Le lithium, or blanc de la Bolivie ?



Le pays andin est l’un des plus pauvres du monde. Mais il est assis sur un trésor : la principale réserve mondiale de lithium, un métal nécessaire à la production des batteries de voitures électriques, dont la demande explose.

Sur le parvis de la pimpante mairie de Colcha K, localité de la région de Nor Lípez, dans le sud-ouest de la Bolivie, une cinquantaine d'écoliers en uniforme et de fonctionnaires tirés à quatre épingles sont alignés en rangs serrés dans l'air frais du matin. En cette fin mai, dans l'Altiplano, la température avoisine zéro degré. Un nuage de buée s'échappe des bouches qui entonnent l'hymne national. Au rythme de la fanfare militaire, le drapeau bolivien est hissé face au buste du général Simón Bolívar, icône des mouvements de libération en Amérique du Sud au XIXe siècle. La cérémonie terminée, le maire souhaite une bonne semaine à ses administrés, puis chacun part vaquer à ses occupations. Tous les lundis débutent ainsi dans les chefs-lieux de province de ce petit pays socialiste. Mais Colcha K est bien plus qu'une capitale régionale : elle est également celle du lithium bolivien, comme le proclame fièrement une pancarte à l'entrée de la ville.

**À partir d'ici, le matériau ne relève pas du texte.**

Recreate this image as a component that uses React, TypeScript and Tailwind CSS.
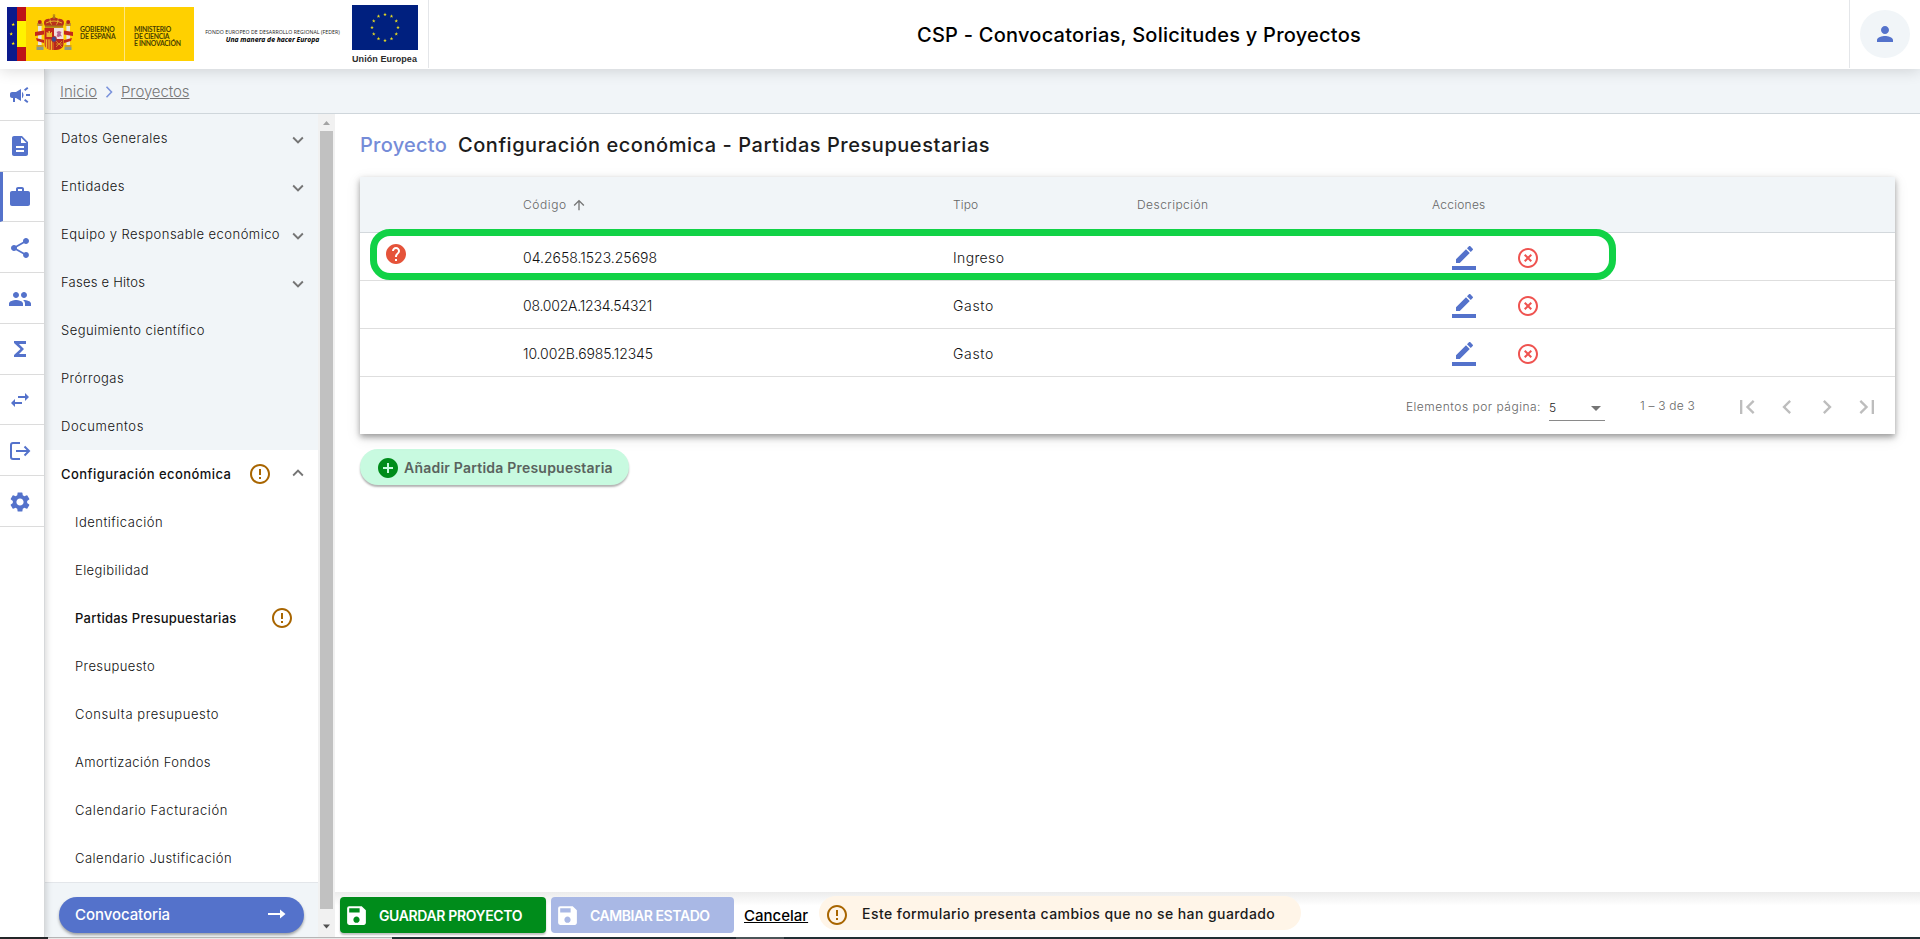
import React from "react";
import {
  MdAddCircle,
  MdArrowDropDown,
  MdArrowUpward,
  MdCampaign,
  MdChevronLeft,
  MdChevronRight,
  MdDescription,
  MdErrorOutline,
  MdExpandLess,
  MdExpandMore,
  MdFirstPage,
  MdFunctions,
  MdHelp,
  MdHighlightOff,
  MdLastPage,
  MdPeople,
  MdPerson,
  MdSave,
  MdSettings,
  MdShare,
  MdSwapHoriz,
  MdWork,
} from "react-icons/md";

function CoatOfArms() {
  return (
    <svg viewBox="0 0 38 38" className="h-[38px] w-[38px]">
      <g>
        <rect x="3" y="10" width="3.6" height="25" fill="#e9e6dc" />
        <rect x="31.4" y="10" width="3.6" height="25" fill="#e9e6dc" />
        <path d="M2 9h5.6v3H2zM30.4 9H36v3h-5.6z" fill="#c8962a" />
        <circle cx="4.8" cy="8" r="2" fill="#b3261c" />
        <circle cx="33.2" cy="8" r="2" fill="#b3261c" />
        <path d="M1.5 33h7v3h-7zM29.5 33h7v3h-7z" fill="#8c9a8a" />
        <path d="M1.5 31h7v2h-7zM29.5 31h7v2h-7z" fill="#d2a021" />
        <path d="M0 18l9-1.6v4L0 22zM38 18l-9-1.6v4l9 1.6z" fill="#c4271b" />
        <path d="M1 24l8 2v3l-7-2zM37 24l-8 2v3l7-2z" fill="#c4271b" />
      </g>
      <path d="M10 12c-3-5 1-8 5-7 1-2 7-2 8 0 4-1 8 2 5 7z" fill="#b8301c" />
      <path d="M11 9q8-4 16 0M15 5.5q0 3 1.5 5M23 5.5q0 3-1.5 5" fill="none" stroke="#e5b52e" strokeWidth="1" />
      <circle cx="19" cy="3.4" r="1.3" fill="#a8791c" />
      <path d="M19 0v3M17.7 1.2h2.6" stroke="#a8791c" strokeWidth=".8" />
      <path d="M10 11.5h18v2.2H10z" fill="#a8791c" />
      <path d="M9.5 14H19v11H9.5z" fill="#c4271b" />
      <path d="M19 14h9.5v11H19z" fill="#f1dfe0" />
      <path d="M9.5 25H19v11c-6 0-9.5-2-9.5-6z" fill="#d4531d" />
      <path d="M19 25h9.5v5c0 4-3.5 6-9.5 6z" fill="#b8281c" />
      <path d="M11.5 23v-5h1v1h1v-2h1.5v2h1v-1h1v5z" fill="#edb92e" />
      <path d="M21.5 22.5l1-3-1-1.5 2.5-1 2.500 1-1 2 1.5 2.5-2-.5-1 1z" fill="#b8618a" />
      <path d="M11.5 25.500v8.500M14 25.500V35M16.500 25.500V36" stroke="#edb92e" strokeWidth="1" />
      <path d="M21 27l6 6M27 27l-6 6M21 30h6.5" stroke="#e09a2a" strokeWidth=".8" />
      <ellipse cx="19" cy="25.2" rx="2.5" ry="3" fill="#3b4c96" stroke="#c4271b" strokeWidth=".8" />
    </svg>
  );
}

const STAR = "M0-1.9L.5-.6 1.8-.6.75.25 1.15 1.55 0 .8-1.15 1.55-.75.25-1.8-.6-.5-.6z";
const EU_STARS = Array.from({ length: 12 }, (_, i) => {
  const a = (i * Math.PI) / 6;
  return { x: 33 + 13 * Math.sin(a), y: 22.5 - 13 * Math.cos(a) };
});

function Header() {
  return (
    <header className="relative z-20 flex h-[69px] shrink-0 bg-white shadow-[0_2px_14px_rgba(0,0,0,0.14)]">
      <div className="flex h-[68px] w-[429px] shrink-0 border-r border-[#e4e6e9] pl-[7px]">
        <div className="mt-[7px] flex h-[54px] w-[187px] bg-[#ffd000]">
          <svg viewBox="0 0 19 54" className="h-[54px] w-[19px] shrink-0">
            <path d="M0 0h10v54H0z" fill="#0b1a8c" />
            <path d="M10 0h9v54h-9z" fill="#be1218" />
            <path d="M10 14h9v26h-9z" fill="#fff200" />
            <path transform="translate(6.2 17.5)" d={STAR} fill="#ffee00" />
            <path transform="translate(4.2 27)" d={STAR} fill="#ffee00" />
            <path transform="translate(6.2 36.5)" d={STAR} fill="#ffee00" />
          </svg>
          <div className="ml-[9px] mt-[7px] shrink-0">
            <CoatOfArms />
          </div>
          <div className="ml-[7px] w-[45px] shrink-0 whitespace-nowrap border-r border-[#ffe680] pt-[19px] font-['Lato'] text-[6.8px] font-bold leading-[7.2px] tracking-[-0.16px] text-[#4a3f00]">
            GOBIERNO
            <br />
            DE ESPAÑA
          </div>
          <div className="ml-[9px] whitespace-nowrap pt-[19px] font-['Lato'] text-[6.8px] font-bold leading-[7.2px] tracking-[-0.24px] text-[#4a3f00]">
            MINISTERIO
            <br />
            DE CIENCIA
            <br />E INNOVACIÓN
          </div>
        </div>
        <div className="ml-[11px] w-[135px] whitespace-nowrap pt-[28px] text-center font-['Open_Sans'] text-[#222]">
          <div className="flex justify-center text-[5.2px] leading-[8px] tracking-[0.06px]">
            FONDO EUROPEO DE DESARROLLO REGIONAL (FEDER)
          </div>
          <div className="text-[6.8px] font-bold italic leading-[8px] text-black">Una manera de hacer Europa</div>
        </div>
        <div className="ml-[12px] mt-[5px] w-[66px]">
          <svg viewBox="0 0 66 45" className="h-[45px] w-[66px]">
            <path d="M0 0h66v45H0z" fill="#00207f" />
            {EU_STARS.map((s, i) => (
              <path key={i} transform={`translate(${s.x} ${s.y})`} d={STAR} fill="#e8dc22" />
            ))}
          </svg>
          <div className="mt-[2px] whitespace-nowrap font-['Liberation_Sans'] text-[9px] font-bold leading-[14px] tracking-[0.08px] text-[#2b2b2b]">
            Unión Europea
          </div>
        </div>
      </div>
      <h1 className="flex-1 pt-[21px] text-center text-[20px] font-medium leading-7 tracking-[0.24px] text-black">
        CSP - Convocatorias, Solicitudes y Proyectos
      </h1>
      <div className="h-[68px] w-[71px] shrink-0 border-l border-[#e4e6e9] pl-[10px] pt-[10px]">
        <div className="flex h-[48px] w-[50px] items-center justify-center rounded-[50%] bg-[#f1f5f8] text-[#5472cb]">
          <MdPerson size={24} />
        </div>
      </div>
    </header>
  );
}

function ExitIcon() {
  return (
    <svg viewBox="0 0 24 24" className="h-6 w-6" fill="none" stroke="currentColor" strokeWidth="2">
      <path d="M12 4H5Q3 4 3 6v12q0 2 2 2h7M8 12h13M16.5 7.5L21 12l-4.5 4.5" />
    </svg>
  );
}

const RAIL = [
  <MdCampaign size={24} />,
  <MdDescription size={24} />,
  <MdWork size={24} />,
  <MdShare size={24} />,
  <MdPeople size={24} />,
  <MdFunctions size={24} />,
  <MdSwapHoriz size={24} />,
  <ExitIcon />,
  <MdSettings size={24} />,
];

function Rail() {
  return (
    <nav className="relative z-10 w-[45px] shrink-0 border-r border-[#d6d8da] bg-white pt-px shadow-[2px_0_6px_rgba(0,0,0,0.14)]">
      <div className="flex h-[457px] flex-col text-[#5472cb]">
        {RAIL.map((icon, i) => (
          <div
            key={i}
            className={
              i === 2
                ? "flex w-full flex-1 items-center border-b border-l-[3px] border-b-[#dcdcdc] border-l-[#5472cb] pl-[5px] pt-px"
                : "flex w-full flex-1 items-center border-b border-[#dcdcdc] pl-[8px] pt-px"
            }
          >
            <span className="flex w-6 justify-center">{icon}</span>
          </div>
        ))}
      </div>
    </nav>
  );
}

const SECTIONS = [
  { label: "Datos Generales", cls: "tracking-[0.48px]", open: true },
  { label: "Entidades", cls: "tracking-[0.52px]", open: true },
  { label: "Equipo y Responsable económico", cls: "tracking-[0.47px]", open: true },
  { label: "Fases e Hitos", cls: "tracking-[0.24px]", open: true },
  { label: "Seguimiento científico", cls: "tracking-[0.46px]", open: false },
  { label: "Prórrogas", cls: "tracking-[0.46px]", open: false },
  { label: "Documentos", cls: "tracking-[0.63px]", open: false },
];

const CHILDREN = [
  { label: "Identificación", cls: "pt-0.5 tracking-[0.5px]" },
  { label: "Elegibilidad", cls: "pt-0.5 tracking-[0.42px]" },
  { label: "Partidas Presupuestarias", cls: "pt-0.5 font-medium text-[#111] tracking-[0.26px]", active: true },
  { label: "Presupuesto", cls: "pt-0.5 tracking-[0.39px]" },
  { label: "Consulta presupuesto", cls: "pt-0.5 tracking-[0.57px]" },
  { label: "Amortización Fondos", cls: "pt-0.5 tracking-[0.43px]" },
  { label: "Calendario Facturación", cls: "pt-0.5 tracking-[0.6px]" },
  { label: "Calendario Justificación", cls: "pt-0.5 tracking-[0.49px]" },
];

function Sidebar() {
  return (
    <aside className="flex w-[290px] shrink-0">
      <div className="flex w-[273px] flex-col bg-[#f1f5f8] text-[13px] font-light text-[#111]">
        {SECTIONS.map((s) => (
          <div key={s.label} className="flex h-12 shrink-0 items-center justify-between whitespace-nowrap pl-4 pr-[9px] pt-px">
            <span className={s.cls}>{s.label}</span>
            {s.open && <MdExpandMore size={22} className="mt-[3px] shrink-0 text-[#757575]" />}
          </div>
        ))}
        <div className="h-[432px] shrink-0 bg-white">
          <div className="flex h-12 items-center whitespace-nowrap pl-4 pr-[9px]">
            <span className="w-[187px] pt-0.5 font-medium tracking-[0.45px]">Configuración económica</span>
            <MdErrorOutline size={24} className="shrink-0 text-[#a86500]" />
            <MdExpandLess size={22} className="mb-[3px] ml-auto shrink-0 text-[#757575]" />
          </div>
          {CHILDREN.map((c) => (
            <div key={c.label} className="flex h-12 items-center whitespace-nowrap pl-[30px]">
              <span className={c.cls}>{c.label}</span>
              {c.active && <MdErrorOutline size={24} className="ml-auto mr-[24px] shrink-0 text-[#a86500]" />}
            </div>
          ))}
        </div>
        <div className="flex-1 border-t border-[#e3e6ea] pl-[14px] pt-[14px]">
          <div className="flex h-9 w-[245px] items-center justify-between rounded-full bg-[#5472cb] pl-4 pr-[18px] text-[15px] font-medium tracking-[-0.07px] text-white shadow-[0_2px_3px_rgba(0,0,0,0.35)]">
            <span className="pt-px">Convocatoria</span>
            <svg viewBox="0 0 18 10" className="mb-[2px] h-[10px] w-[18px]">
              <path d="M0 4h12V0.5L17.5 5 12 9.5V6H0z" fill="#fff" />
            </svg>
          </div>
        </div>
      </div>
      <div className="flex w-[17px] flex-col items-center bg-[#f1f1f1]">
        <svg viewBox="0 0 17 17" className="h-[17px] w-[17px] shrink-0">
          <path d="M5 11h7L8.5 7z" fill="#a3a3a3" />
        </svg>
        <div className="h-[778px] w-[13px] bg-[#c1c1c1]" />
        <svg viewBox="0 0 17 17" className="mt-[9px] h-[17px] w-[17px] shrink-0">
          <path d="M5 6.5h7L8.5 10.5z" fill="#505050" />
        </svg>
      </div>
    </aside>
  );
}

function EditIcon() {
  return (
    <svg viewBox="0 0 24 24" className="h-6 w-6 shrink-0" fill="#5472cb">
      <path d="M17.75 7L14 3.25l-10 10V17h3.75l10-10zm2.96-2.96c.39-.39.39-1.02 0-1.41L18.37.29c-.39-.39-1.02-.39-1.41 0L15 2.25 18.75 6l1.96-1.96z" />
      <path d="M0 20h24v4H0z" />
    </svg>
  );
}

const ROWS = [
  { code: "04.2658.1523.25698", cls: "pt-0.5", type: "Ingreso", typeCls: "pt-0.5 tracking-[0.36px]", help: true },
  { code: "08.002A.1234.54321", cls: "pt-0.5 tracking-[-0.22px]", type: "Gasto", typeCls: "pt-0.5 tracking-[0.66px]", help: false },
  { code: "10.002B.6985.12345", cls: "pt-0.5 tracking-[-0.1px]", type: "Gasto", typeCls: "pt-0.5 tracking-[0.66px]", help: false },
];

function BudgetTable() {
  return (
    <div className="relative h-[257px] w-[1535px] bg-white shadow-[0_3px_6px_rgba(0,0,0,0.35),0_4px_14px_rgba(0,0,0,0.1)]">
      <div className="grid h-14 grid-cols-[163px_430px_184px_295px_1fr] items-center border-b border-[#d3d8dc] bg-[#f1f5f8] text-[12px] font-light text-[#666]">
        <span />
        <span className="flex items-center">
          <span className="tracking-[0.6px]">Código</span>
          <MdArrowUpward size={16} className="ml-[4px] text-[#757575]" />
        </span>
        <span className="tracking-[0.1px]">Tipo</span>
        <span className="tracking-[0.45px]">Descripción</span>
        <span className="tracking-[0.25px]">Acciones</span>
      </div>
      {ROWS.map((r) => (
        <div
          key={r.code}
          className="grid h-12 grid-cols-[163px_430px_184px_295px_1fr] items-center border-b border-[#dedede] text-[14px] font-light text-[#111]"
        >
          <span className="pl-6">{r.help && <MdHelp size={24} className="mb-[5px] text-[#e5533a]" />}</span>
          <span className={r.cls}>{r.code}</span>
          <span className={r.typeCls}>{r.type}</span>
          <span />
          <span className="flex gap-10 pl-5 pt-[3px]">
            <EditIcon />
            <MdHighlightOff size={24} className="text-[#ef5350]" />
          </span>
        </div>
      ))}
      <div className="flex h-[57px] items-center justify-end pr-2 text-[12px] font-light text-[#666]">
        <span className="mt-[3px] tracking-[0.5px]">Elementos por página:</span>
        <div className="ml-2 mt-[7px] flex h-6 w-[56px] items-center justify-between border-b border-[#8a8a8a] pb-px text-[#222]">
          <span>5</span>
          <MdArrowDropDown size={24} className="-mr-[3px] text-[#757575]" />
        </div>
        <span className="ml-[35px] w-[55px] tracking-[0.2px]">1 – 3 de 3</span>
        <div className="ml-8 mt-[3px] flex text-[#bdbdbd]">
          {[MdFirstPage, MdChevronLeft, MdChevronRight, MdLastPage].map((Icon, i) => (
            <span key={i} className="flex h-10 w-10 items-center justify-center">
              <Icon size={28} />
            </span>
          ))}
        </div>
      </div>
      <div className="absolute left-[10px] top-[52px] h-[51px] w-[1246px] rounded-[20px] border-[7px] border-[#11d246]" />
    </div>
  );
}

function ActionBar() {
  return (
    <footer className="flex h-[45px] shrink-0 items-start bg-linear-to-b from-[#ececec] to-white to-30% pl-[5px] pt-[5px]">
      <button className="flex h-9 w-[206px] items-center rounded bg-[#008c1b] pl-[4px] text-[14px] font-semibold text-white shadow-[0_2px_2px_rgba(0,0,0,0.25)]">
        <MdSave size={25} className="mr-[10px]" />
        <span className="pt-px tracking-[-0.37px]">GUARDAR PROYECTO</span>
      </button>
      <button className="ml-[5px] flex h-9 w-[183px] items-center rounded bg-[#a9b8e5] pl-[4px] text-[14px] font-semibold text-white">
        <MdSave size={25} className="mr-[10px]" />
        <span className="pt-px tracking-[-0.43px]">CAMBIAR ESTADO</span>
      </button>
      <a className="ml-[10px] mt-[7px] text-[15px] font-medium leading-6 text-black underline">Cancelar</a>
      <div className="-mt-px ml-[11px] flex h-[34px] w-[482px] items-center rounded-full bg-[#fff5e8] pl-[6px] text-[#1a1a1a]">
        <MdErrorOutline size={24} className="mt-[4px] shrink-0 text-[#a86500]" />
        <span className="ml-[13px] whitespace-nowrap text-[14px] font-medium tracking-[0.42px]">
          Este formulario presenta cambios que no se han guardado
        </span>
      </div>
    </footer>
  );
}

export default function App() {
  return (
    <div className="flex h-[939px] w-[1920px] flex-col overflow-hidden bg-white font-['Inter',sans-serif]">
      <Header />
      <div className="flex h-[868px] shrink-0">
        <Rail />
        <div className="flex min-w-0 flex-1 flex-col">
          <div className="flex h-[45px] shrink-0 items-center border-b border-[#cfd6db] bg-[#f1f5f8] pl-[15px] pt-0.5 text-[15px] font-light text-[#777]">
            <span className="underline">Inicio</span>
            <svg viewBox="0 0 8 12" className="mx-[8px] h-[12px] w-[8px]" fill="none" stroke="#7b93dc" strokeWidth="1.6">
              <path d="M1.5.8L6.5 6 1.5 11.2" />
            </svg>
            <span className="tracking-[-0.1px] underline">Proyectos</span>
          </div>
          <div className="flex min-h-0 flex-1">
            <Sidebar />
            <main className="flex min-w-0 flex-1 flex-col">
              <div className="flex-1 pl-[25px] pt-[17px]">
                <h2 className="flex text-[20px] font-medium leading-7 text-[#1c1c1c]">
                  <span className="w-[98px] tracking-[0.25px] text-[#758cd8]">Proyecto</span>
                  <span className="tracking-[0.54px]">Configuración económica - Partidas Presupuestarias</span>
                </h2>
                <div className="pt-[18px]">
                  <BudgetTable />
                </div>
                <button className="mt-[15px] flex h-9 w-[269px] items-center rounded-full bg-[#c8fae0] pl-4 text-[14px] font-semibold text-[#5a635e] shadow-[0_2px_2px_rgba(0,0,0,0.3)]">
                  <MdAddCircle size={24} className="mt-[2px] text-[#008c1b]" />
                  <span className="ml-[4px] tracking-[0.22px]">Añadir Partida Presupuestaria</span>
                </button>
              </div>
              <ActionBar />
            </main>
          </div>
        </div>
      </div>
      <div className="flex h-[2px] shrink-0">
        <div className="w-12 bg-[#26292b]" />
        <div className="w-[344px] border-t border-[#b5b5b5] bg-[#e9e9e9]" />
        <div className="w-[344px] bg-[#222f34]" />
        <div className="w-12 bg-[#4b5558]" />
        <div className="flex-1 bg-[#222f34]" />
      </div>
    </div>
  );
}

Le salar d'Uyuni serait né du chagrin d'un volcan de l'Altiplano, dénommé Tunupa

A une trentaine de kilomètres de là se trouve l'une des plus importantes réserves au monde de ce métal alcalin, nécessaire à la fabrication des batteries de téléphones portables, d'ordinateurs et de voitures électriques. Neuf millions de tonnes sur environ soixante millions disponibles sur la planète, enfouies à plus de trente mètres sous la croûte de sel qui forme ce vaste désert de sel appelé salar d'Uyuni. Les géologues expliquent sa formation par l'évaporation d'un lac préhistorique, il y a des dizaines de milliers d'années. La légende, elle, est plus poétique : ce lieu qui s'étend sur plus de 10 000 kilomètres carrés serait né du chagrin d'un volcan féminin de l'Altiplano, dénommé Tunupa. Privée de son enfant, elle aurait répandu sur le sol aride ses larmes et son lait maternel, donnant naissance à cette étrangeté devenue à la fois l'une des principales attractions touristiques du pays et l'espoir d'une nation.
C'est sur cette page blanche ouverte à 3 600 mètres d'altitude qu'Evo Morales, le président bolivien, compte écrire un chapitre décisif de l'économie nationale. A son arrivée au pouvoir en 2006, il s'est penché sur le potentiel du lithium, qui permet de produire des batteries de grande densité énergétique, c'est-à-dire capables de supporter plusieurs milliers de cycles charge-décharge. Le boom actuel de l'électromobilité alimente en effet la demande mondiale (environ 370  000 tonnes en 2018) en carbonate de lithium – un des principaux dérivés du lithium utilisés dans la fabrication des batteries électriques –, qui pourrait tripler au cours de la prochaine décennie, selon le service géologique national français (BRGM). Son exploitation est censée faire de la Bolivie, pays le plus pauvre d'Amérique du Sud, un « émirat » énergétique du XXIe siècle. Le gouvernement a, dans ce but, promis d'investir plus de 806 millions d'euros dans l'usine pilote de Llipi Llipi, située dans la plaine d'Uyuni. Le plus grand projet d'Etat jamais lancé dans l'histoire du pays. Mais dix ans après son inauguration, le miracle annoncé ressemble davantage à un mirage.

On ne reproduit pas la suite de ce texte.